• What you need to do
Write out all the lines again, precisely as they stand, but without the images.

──────── Given material ────────

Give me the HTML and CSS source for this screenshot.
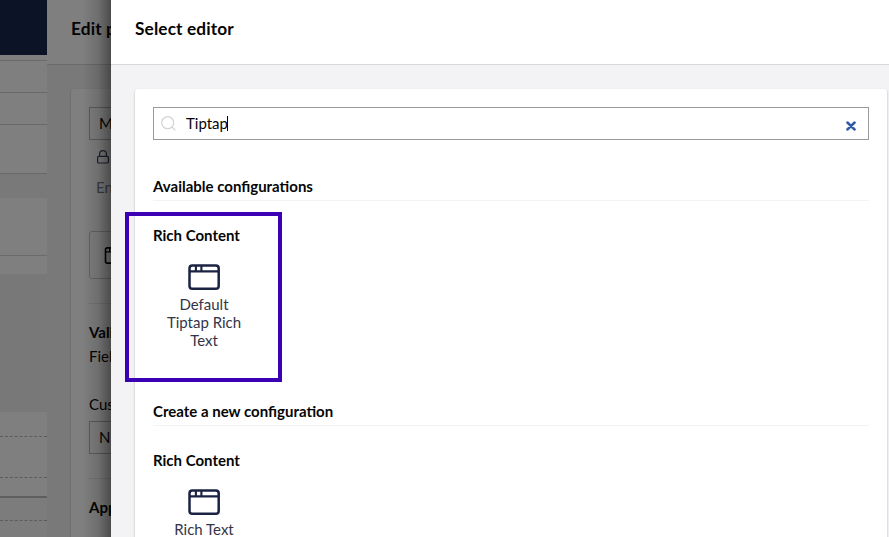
FILE: index.html
```html
<!DOCTYPE html>
<html lang="en">
<head>
<meta charset="utf-8">
<title>Select editor</title>
<link rel="stylesheet" href="styles.css">
</head>
<body>
<svg class="defs" width="0" height="0">
  <symbol id="window" viewBox="0 0 32 26">
    <g fill="none" stroke="currentColor"><rect x="1.5" y="1.4" width="29.2" height="23.3" rx="2.8" stroke-width="2.5"/><path d="M1 7.4H31M7.9 1V7.4M13.4 1V7.4" stroke-width="2.1"/></g>
  </symbol>
</svg>
<div class="app">
  <div class="workspace dimmed">
    <div class="topbar"></div>
    <div class="gap"></div>
    <div class="row"></div>
    <div class="row"></div>
    <div class="row tall"></div>
    <div class="spacer"></div>
    <div class="box"></div>
    <div class="box-end"></div>
    <div class="canvas"></div>
    <div class="group first"></div>
    <div class="group second"></div>
    <div class="group last"></div>
    <div class="group next"></div>
    <div class="rest"></div>
  </div>
  <div class="panel property dimmed">
    <header class="head">Edit p</header>
    <div class="content">
      <div class="card">
        <div class="field">M</div>
        <div class="alias"><svg width="12" height="14" viewBox="0 0 12 14"><g fill="none" stroke="#3c4360" stroke-width="1.2"><rect x=".6" y="6.4" width="10.8" height="6.6" rx="1"/><path d="M2.6 6.4V4a3.4 3.4 0 0 1 6.8 0v2.4"/></g></svg></div>
        <div class="description">En</div>
        <div class="picker"><svg width="22" height="17"><use href="#window"/></svg></div>
        <hr>
        <div class="label validation">Vali</div>
        <div class="text">Fiel</div>
        <div class="text custom">Cus</div>
        <div class="field select">N</div>
        <hr class="second-rule">
        <div class="label appearance">App</div>
      </div>
    </div>
  </div>
  <main class="panel picker-panel">
    <header class="head">Select editor</header>
    <div class="content">
      <div class="card">
        <div class="search">
          <svg width="15" height="15" viewBox="0 0 15 15" fill="none" stroke="#d4d4d6" stroke-width="1.3"><circle cx="6.7" cy="6.7" r="6"/><path d="M11 11l3.4 3.4"/></svg>
          <span class="query">Tiptap</span><i class="caret"></i>
          <svg class="clear" width="10" height="10" viewBox="0 0 10 10" stroke="#315ca5" stroke-width="2.5" stroke-linecap="round"><path d="M1.4 1.5L8.6 8.5M8.6 1.5L1.4 8.5"/></svg>
        </div>
        <section class="available">
          <h2>Available configurations</h2>
          <h3>Rich Content</h3>
          <div class="item"><svg width="32" height="26"><use href="#window"/></svg><span>Default<br>Tiptap Rich<br>Text</span></div>
        </section>
        <section>
          <h2>Create a new configuration</h2>
          <h3>Rich Content</h3>
          <div class="item"><svg width="32" height="26"><use href="#window"/></svg><span>Rich Text</span></div>
        </section>
      </div>
    </div>
  </main>
</div>
<div class="highlight"></div>
</body>
</html>
```
FILE: styles.css
```css
* { box-sizing: border-box; }
body { margin: 0; overflow: hidden; font: 15px/18px Lato, sans-serif; color: #060606; }
.defs { position: absolute; }
svg { display: block; }
.app { display: flex; width: 889px; height: 537px; }

/* Layers below the active panel */
.dimmed { position: relative; overflow: hidden; }
.dimmed::after { content: ""; position: absolute; inset: 0; background: rgba(0, 0, 0, .5); }

.workspace { flex: 0 0 47px; background: #fff; }
.topbar { height: 55px; background: #1b264f; }
.gap { height: 6px; border-bottom: 1px solid #d4d4d6; }
.row { height: 32px; border-bottom: 1px solid #d0d0d2; }
.row.tall { height: 49px; }
.spacer { height: 24px; background: #f3f3f5; }
.box { height: 58px; border-bottom: 1px solid #d8d7d9; }
.box-end { height: 18px; }
.canvas { height: 138px; background: #f0f0f0; }
.group { border-bottom: 1px dashed #b8b8ba; }
.group.first { height: 25px; }
.group.second { height: 41px; }
.group.last { height: 20px; border-bottom: 2px solid #bcbcbe; }
.group.next { height: 23px; background: #f8f8f8; }
.rest { height: 20px; background: #f8f8f8; }

.panel { display: flex; flex-direction: column; background: #f3f3f5; }
.head { flex: 0 0 65px; padding: 19px 24px 0; background: #fff; border-bottom: 1px solid #d8d7d9; font-size: 17.25px; line-height: 20px; font-weight: 700; letter-spacing: .13px; white-space: nowrap; }
.content { flex: 1; padding: 24px 2px 0 24px; min-height: 0; }
.card { height: 460px; padding: 18px; background: #fff; border-radius: 3px; box-shadow: 0 1px 2px rgba(0, 0, 0, .32); }

.property { flex: 0 0 64px; }
.property::after { background: linear-gradient(90deg, rgba(0, 0, 0, .5) 55%, rgba(0, 0, 0, .57) 80%, rgba(0, 0, 0, .7)); }
.property .head { padding-right: 0; }
.property .card { width: 300px; }
.field { height: 33px; padding: 6px 9px; border: 1px solid #b8b8ba; }
.alias { height: 29px; padding: 10px 8px; }
.description { height: 34px; padding: 9px 7px; color: #777b91; }
.picker { height: 48px; margin-top: 28px; padding: 15px 14px; border: 1px solid #c8c8ca; border-radius: 3px; }
hr { height: 1px; margin: 24px 0 0; border: 0; background: #e9e9eb; }
.label { font-weight: 700; height: 24px; }
.validation { margin-top: 19px; }
.custom { margin-top: 30px; }
.select { margin-top: 8px; }
.second-rule { margin-top: 24px; }
.appearance { margin-top: 19px; }

.picker-panel { flex: 1; min-width: 0; position: relative; overflow: hidden; }
.search { display: flex; align-items: center; height: 33px; padding: 0 12px 0 7px; border: 1px solid #9a9a9c; }
.query { margin: 0 -1px 2px 10px; }
.caret { width: 1px; height: 15px; background: #000; }
.clear { margin: 5px 0 0 auto; }
section { height: 225px; }
.available { margin-top: 36px; }
h2, h3 { margin: 0; font-size: 15px; line-height: 20px; font-weight: 700; }
h2 { height: 25px; border-bottom: 1px solid #f3f3f5; }
h3 { margin-top: 24px; }
.item { display: flex; flex-direction: column; align-items: center; width: 102px; margin-top: 19px; text-align: center; }
.item svg { color: #1b2342; }
.item span { margin-top: 5px; color: #343548; }

/* Callout frame around the matching result */
.highlight { position: absolute; left: 125px; top: 212px; width: 157px; height: 170px; border: 4px solid #3b00b3; }
```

────────

• Solution to this problem
Give me the HTML and CSS source for this screenshot.
FILE: index.html
```html
<!DOCTYPE html>
<html lang="en">
<head>
<meta charset="utf-8">
<title>Select editor</title>
<link rel="stylesheet" href="styles.css">
</head>
<body>
<svg class="defs" width="0" height="0">
  <symbol id="window" viewBox="0 0 32 26">
    <g fill="none" stroke="currentColor"><rect x="1.5" y="1.4" width="29.2" height="23.3" rx="2.8" stroke-width="2.5"/><path d="M1 7.4H31M7.9 1V7.4M13.4 1V7.4" stroke-width="2.1"/></g>
  </symbol>
</svg>
<div class="app">
  <div class="workspace dimmed">
    <div class="topbar"></div>
    <div class="gap"></div>
    <div class="row"></div>
    <div class="row"></div>
    <div class="row tall"></div>
    <div class="spacer"></div>
    <div class="box"></div>
    <div class="box-end"></div>
    <div class="canvas"></div>
    <div class="group first"></div>
    <div class="group second"></div>
    <div class="group last"></div>
    <div class="group next"></div>
    <div class="rest"></div>
  </div>
  <div class="panel property dimmed">
    <header class="head">Edit p</header>
    <div class="content">
      <div class="card">
        <div class="field">M</div>
        <div class="alias"><svg width="12" height="14" viewBox="0 0 12 14"><g fill="none" stroke="#3c4360" stroke-width="1.2"><rect x=".6" y="6.4" width="10.8" height="6.6" rx="1"/><path d="M2.6 6.4V4a3.4 3.4 0 0 1 6.8 0v2.4"/></g></svg></div>
        <div class="description">En</div>
        <div class="picker"><svg width="22" height="17"><use href="#window"/></svg></div>
        <hr>
        <div class="label validation">Vali</div>
        <div class="text">Fiel</div>
        <div class="text custom">Cus</div>
        <div class="field select">N</div>
        <hr class="second-rule">
        <div class="label appearance">App</div>
      </div>
    </div>
  </div>
  <main class="panel picker-panel">
    <header class="head">Select editor</header>
    <div class="content">
      <div class="card">
        <div class="search">
          <svg width="15" height="15" viewBox="0 0 15 15" fill="none" stroke="#d4d4d6" stroke-width="1.3"><circle cx="6.7" cy="6.7" r="6"/><path d="M11 11l3.4 3.4"/></svg>
          <span class="query">Tiptap</span><i class="caret"></i>
          <svg class="clear" width="10" height="10" viewBox="0 0 10 10" stroke="#315ca5" stroke-width="2.5" stroke-linecap="round"><path d="M1.4 1.5L8.6 8.5M8.6 1.5L1.4 8.5"/></svg>
        </div>
        <section class="available">
          <h2>Available configurations</h2>
          <h3>Rich Content</h3>
          <div class="item"><svg width="32" height="26"><use href="#window"/></svg><span>Default<br>Tiptap Rich<br>Text</span></div>
        </section>
        <section>
          <h2>Create a new configuration</h2>
          <h3>Rich Content</h3>
          <div class="item"><svg width="32" height="26"><use href="#window"/></svg><span>Rich Text</span></div>
        </section>
      </div>
    </div>
  </main>
</div>
<div class="highlight"></div>
</body>
</html>
```
FILE: styles.css
```css
* { box-sizing: border-box; }
body { margin: 0; overflow: hidden; font: 15px/18px Lato, sans-serif; color: #060606; }
.defs { position: absolute; }
svg { display: block; }
.app { display: flex; width: 889px; height: 537px; }

/* Layers below the active panel */
.dimmed { position: relative; overflow: hidden; }
.dimmed::after { content: ""; position: absolute; inset: 0; background: rgba(0, 0, 0, .5); }

.workspace { flex: 0 0 47px; background: #fff; }
.topbar { height: 55px; background: #1b264f; }
.gap { height: 6px; border-bottom: 1px solid #d4d4d6; }
.row { height: 32px; border-bottom: 1px solid #d0d0d2; }
.row.tall { height: 49px; }
.spacer { height: 24px; background: #f3f3f5; }
.box { height: 58px; border-bottom: 1px solid #d8d7d9; }
.box-end { height: 18px; }
.canvas { height: 138px; background: #f0f0f0; }
.group { border-bottom: 1px dashed #b8b8ba; }
.group.first { height: 25px; }
.group.second { height: 41px; }
.group.last { height: 20px; border-bottom: 2px solid #bcbcbe; }
.group.next { height: 23px; background: #f8f8f8; }
.rest { height: 20px; background: #f8f8f8; }

.panel { display: flex; flex-direction: column; background: #f3f3f5; }
.head { flex: 0 0 65px; padding: 19px 24px 0; background: #fff; border-bottom: 1px solid #d8d7d9; font-size: 17.25px; line-height: 20px; font-weight: 700; letter-spacing: .13px; white-space: nowrap; }
.content { flex: 1; padding: 24px 2px 0 24px; min-height: 0; }
.card { height: 460px; padding: 18px; background: #fff; border-radius: 3px; box-shadow: 0 1px 2px rgba(0, 0, 0, .32); }

.property { flex: 0 0 64px; }
.property::after { background: linear-gradient(90deg, rgba(0, 0, 0, .5) 55%, rgba(0, 0, 0, .57) 80%, rgba(0, 0, 0, .7)); }
.property .head { padding-right: 0; }
.property .card { width: 300px; }
.field { height: 33px; padding: 6px 9px; border: 1px solid #b8b8ba; }
.alias { height: 29px; padding: 10px 8px; }
.description { height: 34px; padding: 9px 7px; color: #777b91; }
.picker { height: 48px; margin-top: 28px; padding: 15px 14px; border: 1px solid #c8c8ca; border-radius: 3px; }
hr { height: 1px; margin: 24px 0 0; border: 0; background: #e9e9eb; }
.label { font-weight: 700; height: 24px; }
.validation { margin-top: 19px; }
.custom { margin-top: 30px; }
.select { margin-top: 8px; }
.second-rule { margin-top: 24px; }
.appearance { margin-top: 19px; }

.picker-panel { flex: 1; min-width: 0; position: relative; overflow: hidden; }
.search { display: flex; align-items: center; height: 33px; padding: 0 12px 0 7px; border: 1px solid #9a9a9c; }
.query { margin: 0 -1px 2px 10px; }
.caret { width: 1px; height: 15px; background: #000; }
.clear { margin: 5px 0 0 auto; }
section { height: 225px; }
.available { margin-top: 36px; }
h2, h3 { margin: 0; font-size: 15px; line-height: 20px; font-weight: 700; }
h2 { height: 25px; border-bottom: 1px solid #f3f3f5; }
h3 { margin-top: 24px; }
.item { display: flex; flex-direction: column; align-items: center; width: 102px; margin-top: 19px; text-align: center; }
.item svg { color: #1b2342; }
.item span { margin-top: 5px; color: #343548; }

/* Callout frame around the matching result */
.highlight { position: absolute; left: 125px; top: 212px; width: 157px; height: 170px; border: 4px solid #3b00b3; }
```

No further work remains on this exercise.